Exercise instructions
All of the listing below must be repeated word for word. Pictures are the only thing to omit.
▽
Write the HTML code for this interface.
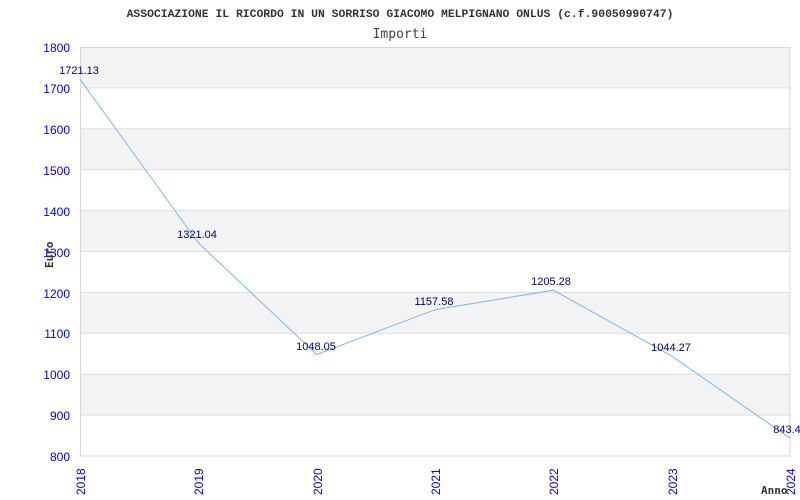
<!DOCTYPE html>
<html><head><style>body{margin:0;background:#fff}svg{display:block}</style></head><body>
<svg width="800" height="500" xmlns="http://www.w3.org/2000/svg" font-family="Liberation Sans, sans-serif">
<rect width="800" height="500" fill="#fff"/>
<text x="400" y="17" text-anchor="middle" font-family="Liberation Mono, monospace" font-weight="bold" font-size="11.4" fill="#333">ASSOCIAZIONE IL RICORDO IN UN SORRISO GIACOMO MELPIGNANO ONLUS (c.f.90050990747)</text>
<text x="400" y="38" text-anchor="middle" font-family="DejaVu Sans Mono, monospace" font-size="13" fill="#444">Importi</text>
<g fill="#f3f3f3">
<rect x="80" y="47" width="710" height="40.9"/>
<rect x="80" y="128.8" width="710" height="40.9"/>
<rect x="80" y="210.6" width="710" height="40.9"/>
<rect x="80" y="292.4" width="710" height="40.9"/>
<rect x="80" y="374.2" width="710" height="40.9"/>
</g>
<g stroke="#ddd" stroke-width="1">
<line x1="80" y1="87.9" x2="790" y2="87.9"/><line x1="80" y1="128.8" x2="790" y2="128.8"/>
<line x1="80" y1="169.7" x2="790" y2="169.7"/><line x1="80" y1="210.6" x2="790" y2="210.6"/>
<line x1="80" y1="251.5" x2="790" y2="251.5"/><line x1="80" y1="292.4" x2="790" y2="292.4"/>
<line x1="80" y1="333.3" x2="790" y2="333.3"/><line x1="80" y1="374.2" x2="790" y2="374.2"/>
<line x1="80" y1="415.1" x2="790" y2="415.1"/>
</g>
<rect x="80.5" y="47.5" width="709.5" height="408.5" fill="none" stroke="#d8d8d8"/>
<g fill="#00f" font-size="12" text-anchor="end">
<text x="70" y="52">1800</text><text x="70" y="93">1700</text><text x="70" y="134">1600</text>
<text x="70" y="175">1500</text><text x="70" y="216">1400</text><text x="70" y="257">1300</text>
<text x="70" y="298">1200</text><text x="70" y="338">1100</text><text x="70" y="379">1000</text>
<text x="70" y="420">900</text><text x="70" y="461">800</text>
</g>
<g fill="#00f" font-size="12">
<text transform="translate(85,495) rotate(-90)">2018</text>
<text transform="translate(203,495) rotate(-90)">2019</text>
<text transform="translate(322,495) rotate(-90)">2020</text>
<text transform="translate(440,495) rotate(-90)">2021</text>
<text transform="translate(558,495) rotate(-90)">2022</text>
<text transform="translate(677,495) rotate(-90)">2023</text>
<text transform="translate(795,495) rotate(-90)">2024</text>
</g>
<polyline fill="none" stroke="#7ab8f0" stroke-width="1" points="80,79.3 198.3,242.9 316.7,354.5 435,309.7 553.3,290.2 671.7,356.1 790,438.2"/>
<g fill="#000080" font-size="11" text-anchor="middle">
<text x="79" y="74">1721.13</text><text x="197" y="238">1321.04</text>
<text x="316" y="350">1048.05</text><text x="434" y="305">1157.58</text>
<text x="551" y="285">1205.28</text><text x="671" y="351">1044.27</text>
<text x="787" y="433">843.4</text>
</g>
<text transform="translate(53,268) rotate(-90)" font-family="DejaVu Sans Mono, monospace" font-weight="bold" font-size="11" fill="#333">Euro</text>
<text x="761" y="494" font-family="DejaVu Sans Mono, monospace" font-weight="bold" font-size="11" fill="#333">Anno</text>
</svg>
</body></html>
△
Response
Write the HTML code for this interface.
<!DOCTYPE html>
<html><head><style>body{margin:0;background:#fff}svg{display:block}</style></head><body>
<svg width="800" height="500" xmlns="http://www.w3.org/2000/svg" font-family="Liberation Sans, sans-serif">
<rect width="800" height="500" fill="#fff"/>
<text x="400" y="17" text-anchor="middle" font-family="Liberation Mono, monospace" font-weight="bold" font-size="11.4" fill="#333">ASSOCIAZIONE IL RICORDO IN UN SORRISO GIACOMO MELPIGNANO ONLUS (c.f.90050990747)</text>
<text x="400" y="38" text-anchor="middle" font-family="DejaVu Sans Mono, monospace" font-size="13" fill="#444">Importi</text>
<g fill="#f3f3f3">
<rect x="80" y="47" width="710" height="40.9"/>
<rect x="80" y="128.8" width="710" height="40.9"/>
<rect x="80" y="210.6" width="710" height="40.9"/>
<rect x="80" y="292.4" width="710" height="40.9"/>
<rect x="80" y="374.2" width="710" height="40.9"/>
</g>
<g stroke="#ddd" stroke-width="1">
<line x1="80" y1="87.9" x2="790" y2="87.9"/><line x1="80" y1="128.8" x2="790" y2="128.8"/>
<line x1="80" y1="169.7" x2="790" y2="169.7"/><line x1="80" y1="210.6" x2="790" y2="210.6"/>
<line x1="80" y1="251.5" x2="790" y2="251.5"/><line x1="80" y1="292.4" x2="790" y2="292.4"/>
<line x1="80" y1="333.3" x2="790" y2="333.3"/><line x1="80" y1="374.2" x2="790" y2="374.2"/>
<line x1="80" y1="415.1" x2="790" y2="415.1"/>
</g>
<rect x="80.5" y="47.5" width="709.5" height="408.5" fill="none" stroke="#d8d8d8"/>
<g fill="#00f" font-size="12" text-anchor="end">
<text x="70" y="52">1800</text><text x="70" y="93">1700</text><text x="70" y="134">1600</text>
<text x="70" y="175">1500</text><text x="70" y="216">1400</text><text x="70" y="257">1300</text>
<text x="70" y="298">1200</text><text x="70" y="338">1100</text><text x="70" y="379">1000</text>
<text x="70" y="420">900</text><text x="70" y="461">800</text>
</g>
<g fill="#00f" font-size="12">
<text transform="translate(85,495) rotate(-90)">2018</text>
<text transform="translate(203,495) rotate(-90)">2019</text>
<text transform="translate(322,495) rotate(-90)">2020</text>
<text transform="translate(440,495) rotate(-90)">2021</text>
<text transform="translate(558,495) rotate(-90)">2022</text>
<text transform="translate(677,495) rotate(-90)">2023</text>
<text transform="translate(795,495) rotate(-90)">2024</text>
</g>
<polyline fill="none" stroke="#7ab8f0" stroke-width="1" points="80,79.3 198.3,242.9 316.7,354.5 435,309.7 553.3,290.2 671.7,356.1 790,438.2"/>
<g fill="#000080" font-size="11" text-anchor="middle">
<text x="79" y="74">1721.13</text><text x="197" y="238">1321.04</text>
<text x="316" y="350">1048.05</text><text x="434" y="305">1157.58</text>
<text x="551" y="285">1205.28</text><text x="671" y="351">1044.27</text>
<text x="787" y="433">843.4</text>
</g>
<text transform="translate(53,268) rotate(-90)" font-family="DejaVu Sans Mono, monospace" font-weight="bold" font-size="11" fill="#333">Euro</text>
<text x="761" y="494" font-family="DejaVu Sans Mono, monospace" font-weight="bold" font-size="11" fill="#333">Anno</text>
</svg>
</body></html>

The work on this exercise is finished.